Le livre à la Renaissance

Le livre imprimé s'était lentement dégagé, au cours du xve siècle, de son modèle manuscrit. Cependant, cette évolution n'était pas entièrement accomplie en 1500. La typographie n'était pas encore normalisée et les caractères romains étaient rarement utilisés en dehors de l'Italie. De plus, la page de titre, en général, n'avait pas encore pris son aspect moderne.

La révolution typographique en Europe

Le triomphe de l'écriture romaine face aux écritures nationales dans toute une partie de l'Europe à partir des années 1530 s'explique d'abord par le prestige de son origine et par celui des lettres latines. Mais aussi par le fait que cette écriture était soutenue par une véritable idéologie. Si en effet la minuscule humanistique apparaît comme une construction bâtarde résultant de l'adaptation de l'écriture caroline par des lettrés de la fin du xive siècle et du début du xve siècle, artistes et calligraphes italiens, désireux d'atteindre une perfection qui ne pouvait être qu'unique, étudièrent avec passion les inscriptions antiques et s'efforcèrent, tel le fameux Luca Pacioli qui était proche de Léonard de Vinci, de déterminer mathématiquement les proportions idéales de la capitale romaine. Alde Manuce reste le principal initiateur de la révolution qui devait provoquer le triomphe de l'écriture ainsi conçue. On sait qu'il s'était associé au grand libraire Andrea Torresano di Asola qui avait repris le fonds de Nicolas Jenson. Il fit réaliser par un graveur de poinçons remarquable, Angelo Griffo, trois séries de caractères : des caractères grecs, des caractères romains et, enfin, les premières italiques connues qui servirent notamment à imprimer une série de textes classiques en format in-octavo, inaugurée par un Virgile en 1501.
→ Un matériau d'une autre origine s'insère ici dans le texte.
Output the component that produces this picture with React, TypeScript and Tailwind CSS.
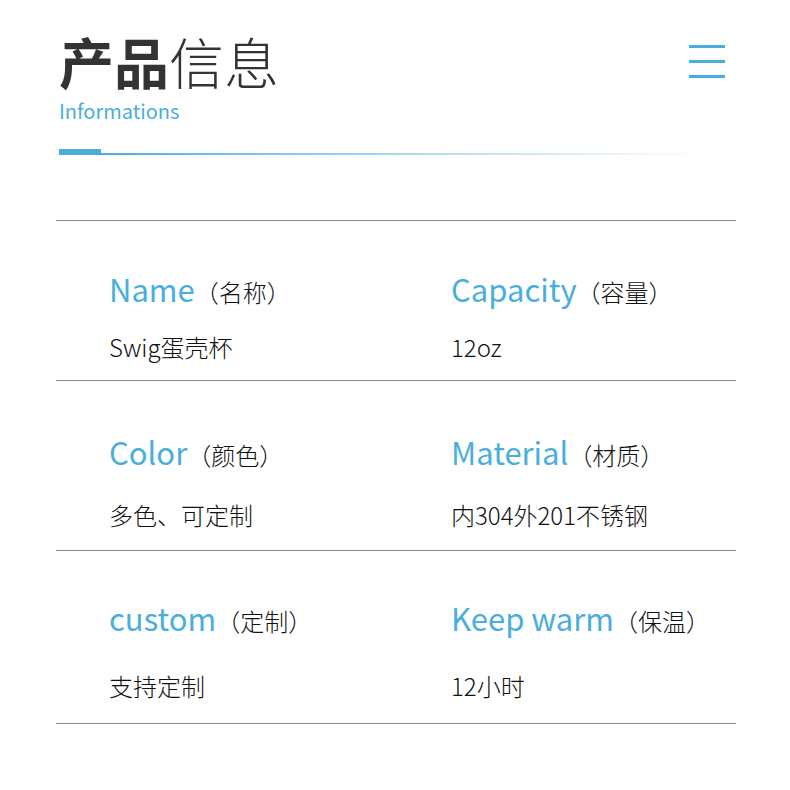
const FONT = { fontFamily: '"Noto Sans CJK SC", "Noto Sans", sans-serif' };

type Item = { label: string; note: string; value: string };

const rows: { left: Item; right: Item; pad: string; gap: string; bottom: string }[] = [
  {
    left: { label: "Name", note: "（名称）", value: "Swig蛋壳杯" },
    right: { label: "Capacity", note: "（容量）", value: "12oz" },
    pad: "pt-[48px]",
    gap: "gap-[19px]",
    bottom: "pb-[17px]",
  },
  {
    left: { label: "Color", note: "（颜色）", value: "多色、可定制" },
    right: { label: "Material", note: "（材质）", value: "内304外201不锈钢" },
    pad: "pt-[51px]",
    gap: "gap-[24px]",
    bottom: "pb-[19px]",
  },
  {
    left: { label: "custom", note: "（定制）", value: "支持定制" },
    right: { label: "Keep warm", note: "（保温）", value: "12小时" },
    pad: "pt-[47px]",
    gap: "gap-[29px]",
    bottom: "pb-[21px]",
  },
];

function Cell({ item, gap }: { item: Item; gap: string }) {
  return (
    <div className={`flex flex-col ${gap}`}>
      <div className="flex items-baseline leading-[40px]">
        <span className="text-[31px] text-[#4aaedd]">{item.label}</span>
        <span className="text-[24px] font-light text-[#111]">{item.note}</span>
      </div>
      <div className="text-[24px] font-light leading-[32px] text-[#111]">{item.value}</div>
    </div>
  );
}

export default function App() {
  return (
    <div className="relative h-[790px] w-[790px] overflow-hidden bg-white" style={FONT}>
      {/* Header */}
      <div className="px-[59px] pt-[32px]">
        <h1 className="text-[55px] leading-[56px] text-[#333]">
          <span className="font-bold">产品</span>
          <span className="font-light">信息</span>
        </h1>
        <p className="mt-[11px] text-[20px] leading-[24px] text-[#4aaedd]">Informations</p>
        <div className="mt-[26px] flex items-end">
          <div className="h-[6px] w-[42px] bg-[#4aaedd]" />
          <div className="h-[2px] w-[600px] bg-gradient-to-r from-[#4aaedd] to-white" />
        </div>
      </div>

      {/* Menu */}
      <div className="absolute right-[65px] top-[45px] flex flex-col gap-[12px]">
        <div className="h-[3px] w-[36px] bg-[#4aaedd]" />
        <div className="h-[3px] w-[36px] bg-[#4aaedd]" />
        <div className="h-[3px] w-[36px] bg-[#4aaedd]" />
      </div>

      {/* Table */}
      <div className="ml-[56px] mt-[65px] w-[680px] border-t border-[#888]">
        {rows.map((row, i) => (
          <div
            key={i}
            className={`grid grid-cols-[340px_1fr] border-b border-[#888] ${row.pad} ${row.bottom}`}
          >
            <div className="pl-[53px]">
              <Cell item={row.left} gap={row.gap} />
            </div>
            <div className="pl-[55px]">
              <Cell item={row.right} gap={row.gap} />
            </div>
          </div>
        ))}
      </div>
    </div>
  );
}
Les caractères romains d'Alde apparurent pour la première fois dans le De aetnade Pietro Bembo (1495). Ils se caractérisent par un allégement des bas de casse, par une subtile répartition des pleins et des déliés et par la présence de plusieurs variantes pour certaines lettres, qui donnent aux pages imprimées un aspect aéré et harmonieux tout en leur conférant un éclairage inédit. Ils apparurent complétés et améliorés encore dans le célèbre HypnerotomachiaPoliphili(1499), grâce notamment à des capitales qui semblaient modelées sur les inscriptions antiques et dont les proportions délicates se conformaient aux leçons des théoriciens de la Renaissance italienne qui devaient trouver leur aboutissement dans le traité De divin proportionedu frère Luca Pacioli, publié précisément à Venise en 1509.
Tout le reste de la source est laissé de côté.